Ich habe eine Récépissé de carte de séjour!
Nach gut einer Stunde verliess ich die Polizeidienststelle mit einem gefalteten und gestempelten Karte, mit Foto und Unterschrift, betitelt als „récépissé de carte de séjour“, also einer „vorläufigen Aufenthaltsbewilligung“. Die eigentliche Carte wurde mir dann nach 8 Monaten in Frankreich schliesslich postalisch angekündigt. Sie kam an, ein Tag bevor ich das Land wieder verlassen wollte, und war dann noch 3 weitere Monate gültig.
Jens-Rainer veut dire Jean-René
Mit diesem „récépissé“ konnte ich auf einer Pariser Sparkasse mit dem hübschen Namen écureuil = Eichhörnchen ein Konto beantragen. Frage: „Quel est votre prénom?“ Antwort: „Jens-Rainer“. Rückfrage: „Comment?“ Antwort: „Jens-Rainer, ca veut dire ‚Jean-René‘ en Français“.
Reaktion. „Alors je mets ‚Jean-René‘?“. Schade, dass ich in dieser Sekunde nicht schneller geschaltet habe, ich besässe sonst heute noch eine Caisse d’Espargne Ecureuil EC Karte mit „Jean-René“ statt „Jens-Rainer“. So leicht kann man seinen Namen ändern!
Köpenick is still alive!
Als ich später einem Pariser Freund die Geschichte erzählte, wie lange ich gebraucht hatte, um meine Aufenthaltsbewilligung zu bekommen, begann er daraufhin seinerseits zu erzählen, wie er in Berlin versuchte hatte, sich an der Uni einzuschreiben.
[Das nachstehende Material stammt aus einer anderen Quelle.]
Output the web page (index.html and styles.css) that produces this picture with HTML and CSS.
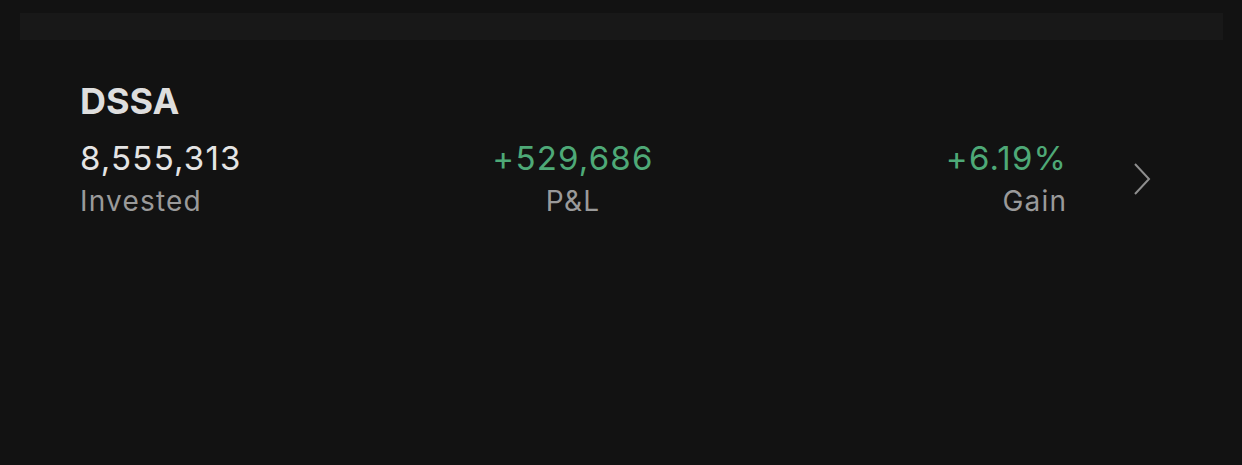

Das ging aber nur mit einem Krankenversicherungsnachweis. Den bekam man nur mit einem Girokonto bei einer Bank. Das wiederum erhielt man nur, wenn man an einem festen Wohnsitz in Berlin hatte. Er wollte in ein günstiges Studentenwohnheim einziehen. Ein Platz in einem Studentenwohnheim gibt es aber nur, wenn man korrekt an der Uni eingeschrieben war. Und einschreiben kann man sich nur mit Versicherungsnachweis. So ging das immer wieder von vorn los. Hauptmann von Köpenick lässt grüssen, er war damals noch sehr lebendig in der deutschen Bürokratie.